» What is asked
Pictures don't belong in the copy; print all the records exactly.

Items from a data source
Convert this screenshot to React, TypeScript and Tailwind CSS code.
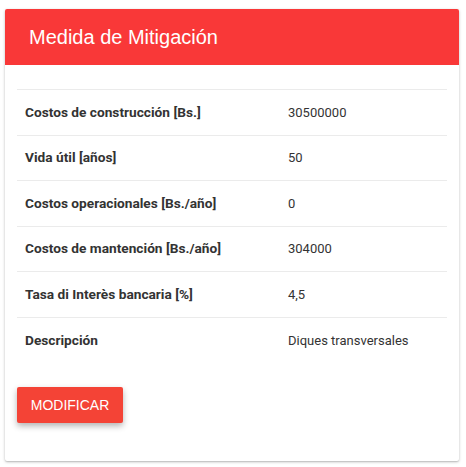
import React from "react";

const rows: [string, string][] = [
  ["Costos de construcción [Bs.]", "30500000"],
  ["Vida útil [años]", "50"],
  ["Costos operacionales [Bs./año]", "0"],
  ["Costos de mantención [Bs./año]", "304000"],
  ["Tasa di Interès bancaria [%]", "4,5"],
  ["Descripción", "Diques transversales"],
];

export default function App() {
  return (
    <div className="w-[466px] h-[467px] bg-white pt-[9px] pl-[5px]">
      <div className="w-[454px] h-[452px] bg-white rounded-[2px] shadow-[0_1px_3px_rgba(0,0,0,0.25),0_1px_1px_rgba(0,0,0,0.08)] flex flex-col overflow-hidden">
        <div className="h-[56px] bg-[#f93838] flex items-center pl-[24px]">
          <span className="text-white text-[20px] font-['Liberation_Sans',Arial,sans-serif]">
            Medida de Mitigación
          </span>
        </div>
        <div className="px-[12px] pt-[24px]">
          <div className="border-t border-[#ebebeb]">
            {rows.map(([k, v], i) => (
              <div
                key={k}
                className={`grid grid-cols-[263px_1fr] h-[45.5px] items-center font-['Roboto',sans-serif] text-[13px] text-[#333] ${i < rows.length - 1 ? "border-b border-[#ebebeb]" : ""}`}
              >
                <div className="pl-[8px] font-bold text-[13.7px]">{k}</div>
                <div className="pl-[8px]">{v}</div>
              </div>
            ))}
          </div>
          <div className="mt-[24px]">
            <button className="h-[36px] w-[106px] bg-[#f44336] text-white rounded-[2px] text-[14px] font-['Liberation_Sans',Arial,sans-serif] shadow-[0_3px_6px_rgba(0,0,0,0.3)]">
              MODIFICAR
            </button>
          </div>
        </div>
      </div>
    </div>
  );
}
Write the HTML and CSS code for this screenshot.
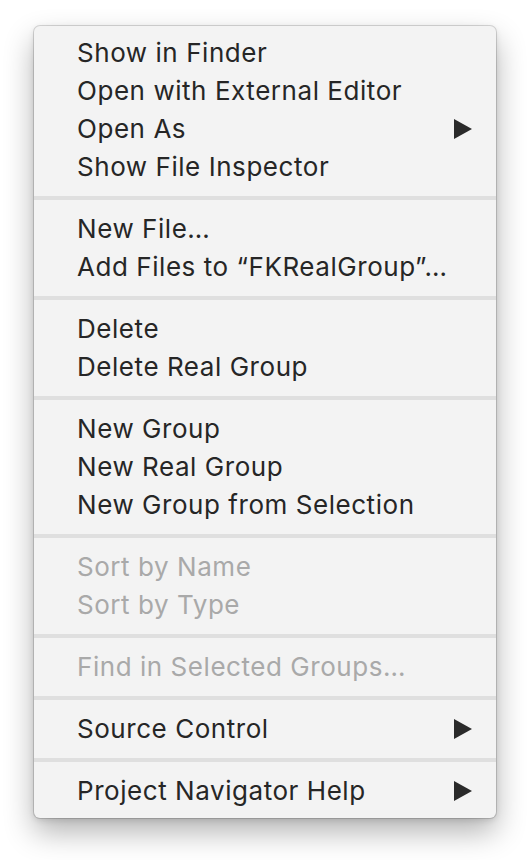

» Task output
Convert this screenshot to React, TypeScript and Tailwind CSS code.
import React from "react";

const rows: [string, string][] = [
  ["Costos de construcción [Bs.]", "30500000"],
  ["Vida útil [años]", "50"],
  ["Costos operacionales [Bs./año]", "0"],
  ["Costos de mantención [Bs./año]", "304000"],
  ["Tasa di Interès bancaria [%]", "4,5"],
  ["Descripción", "Diques transversales"],
];

export default function App() {
  return (
    <div className="w-[466px] h-[467px] bg-white pt-[9px] pl-[5px]">
      <div className="w-[454px] h-[452px] bg-white rounded-[2px] shadow-[0_1px_3px_rgba(0,0,0,0.25),0_1px_1px_rgba(0,0,0,0.08)] flex flex-col overflow-hidden">
        <div className="h-[56px] bg-[#f93838] flex items-center pl-[24px]">
          <span className="text-white text-[20px] font-['Liberation_Sans',Arial,sans-serif]">
            Medida de Mitigación
          </span>
        </div>
        <div className="px-[12px] pt-[24px]">
          <div className="border-t border-[#ebebeb]">
            {rows.map(([k, v], i) => (
              <div
                key={k}
                className={`grid grid-cols-[263px_1fr] h-[45.5px] items-center font-['Roboto',sans-serif] text-[13px] text-[#333] ${i < rows.length - 1 ? "border-b border-[#ebebeb]" : ""}`}
              >
                <div className="pl-[8px] font-bold text-[13.7px]">{k}</div>
                <div className="pl-[8px]">{v}</div>
              </div>
            ))}
          </div>
          <div className="mt-[24px]">
            <button className="h-[36px] w-[106px] bg-[#f44336] text-white rounded-[2px] text-[14px] font-['Liberation_Sans',Arial,sans-serif] shadow-[0_3px_6px_rgba(0,0,0,0.3)]">
              MODIFICAR
            </button>
          </div>
        </div>
      </div>
    </div>
  );
}
Write the HTML and CSS code for this screenshot.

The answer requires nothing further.